The `all-MiniLM-L6-v2` model can handle a maximum sequence size of 256 words. As Wikipedia articles are often longer, I use the `text_to_sentences` function from`blingfire` to preprocess the data. This function takes a string (representing a Wikipedia article) and breaks up the article by sentences. The sentences are then saved into the `wikipedia_processed_*.txt` files locally line-by-line. After, I can simply utilize the Huggingface datasets library. 

In [3]:
def process_wikipedia_dataset(wiki_dataset, output_dir, articles_per_file=1_000_000):
    file_count = 1
    article_count = 0

    # Ensure output directory exists
    os.makedirs(output_dir, exist_ok=True)

    # Open the first output file for writing in compressed format
    out_f = gzip.open(f'{output_dir}/wikipedia_processed_{file_count}.txt.gz', 'wt', encoding='utf-8')

    # Iterate through each article in the dataset
    for article in tqdm(wiki_dataset, desc='Processing Articles'):
        # Process the article into sentences and write them into file
        sentences = text_to_sentences(article['text'])
        out_f.write(sentences + '\n')

        article_count += 1
        # Check if it's time to switch to a new file
        if article_count >= articles_per_file:
            out_f.close()
            file_count += 1
            article_count = 0
            out_f = gzip.open(f'{output_dir}/wikipedia_processed_{file_count}.txt.gz', 'wt', encoding='utf-8')

    # Close the last file
    out_f.close()

In [4]:
# Load the Wikipedia dataset
wiki_dataset = load_dataset("wikipedia", "20220301.en", split='train')
print(f'Length of the Wikipedia dataset is {len(wiki_dataset)} articles.')

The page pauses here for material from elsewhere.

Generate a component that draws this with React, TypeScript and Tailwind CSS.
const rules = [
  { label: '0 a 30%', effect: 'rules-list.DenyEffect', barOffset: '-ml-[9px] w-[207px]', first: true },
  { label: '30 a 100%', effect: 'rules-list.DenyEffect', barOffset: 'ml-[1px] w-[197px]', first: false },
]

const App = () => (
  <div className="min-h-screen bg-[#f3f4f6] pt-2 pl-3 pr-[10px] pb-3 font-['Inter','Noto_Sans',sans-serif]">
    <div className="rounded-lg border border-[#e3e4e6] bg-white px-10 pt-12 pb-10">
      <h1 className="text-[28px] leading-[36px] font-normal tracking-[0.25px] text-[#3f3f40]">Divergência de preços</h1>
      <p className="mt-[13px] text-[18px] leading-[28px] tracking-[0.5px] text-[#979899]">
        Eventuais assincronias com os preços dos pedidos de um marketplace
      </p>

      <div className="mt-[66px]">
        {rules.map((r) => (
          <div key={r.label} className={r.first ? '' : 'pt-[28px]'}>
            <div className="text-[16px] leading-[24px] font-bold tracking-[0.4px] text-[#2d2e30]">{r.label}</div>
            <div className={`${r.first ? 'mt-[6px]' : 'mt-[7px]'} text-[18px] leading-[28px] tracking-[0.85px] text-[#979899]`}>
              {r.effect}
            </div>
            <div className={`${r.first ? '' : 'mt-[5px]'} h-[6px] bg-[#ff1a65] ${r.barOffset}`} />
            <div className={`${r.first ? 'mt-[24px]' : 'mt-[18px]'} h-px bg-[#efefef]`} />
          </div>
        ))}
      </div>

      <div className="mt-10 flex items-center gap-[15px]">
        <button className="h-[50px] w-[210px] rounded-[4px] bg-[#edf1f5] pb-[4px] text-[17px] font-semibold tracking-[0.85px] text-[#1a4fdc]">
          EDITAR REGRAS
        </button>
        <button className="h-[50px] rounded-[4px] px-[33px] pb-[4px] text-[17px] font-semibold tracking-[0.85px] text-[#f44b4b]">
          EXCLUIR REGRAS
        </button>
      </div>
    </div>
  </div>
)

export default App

# Specify the working directory to save the processed files
output_dir = '/kaggle/working'
# Process the Wikipedia dataset and return the path to the processed files
process_wikipedia_dataset(wiki_dataset, output_dir)

Downloading builder script:   0%|          | 0.00/11.6k [00:00<?, ?B/s]

Downloading metadata:   0%|          | 0.00/7.14k [00:00<?, ?B/s]

Downloading and preparing dataset wikipedia/20220301.en (download: 19.18 GiB, generated: 18.88 GiB, post-processed: Unknown size, total: 38.07 GiB) to /root/.cache/huggingface/datasets/wikipedia/20220301.en/2.0.0/aa542ed919df55cc5d3347f42dd4521d05ca68751f50dbc32bae2a7f1e167559...


Downloading:   0%|          | 0.00/15.3k [00:00<?, ?B/s]

Downloading:   0%|          | 0.00/20.3G [00:00<?, ?B/s]

Dataset wikipedia downloaded and prepared to /root/.cache/huggingface/datasets/wikipedia/20220301.en/2.0.0/aa542ed919df55cc5d3347f42dd4521d05ca68751f50dbc32bae2a7f1e167559. Subsequent calls will reuse this data.
Length of the Wikipedia dataset is 6458670 articles.


Processing Articles:   0%|          | 0/6458670 [00:00<?, ?it/s]

### The resulting files can be saved in a Kaggle dataset.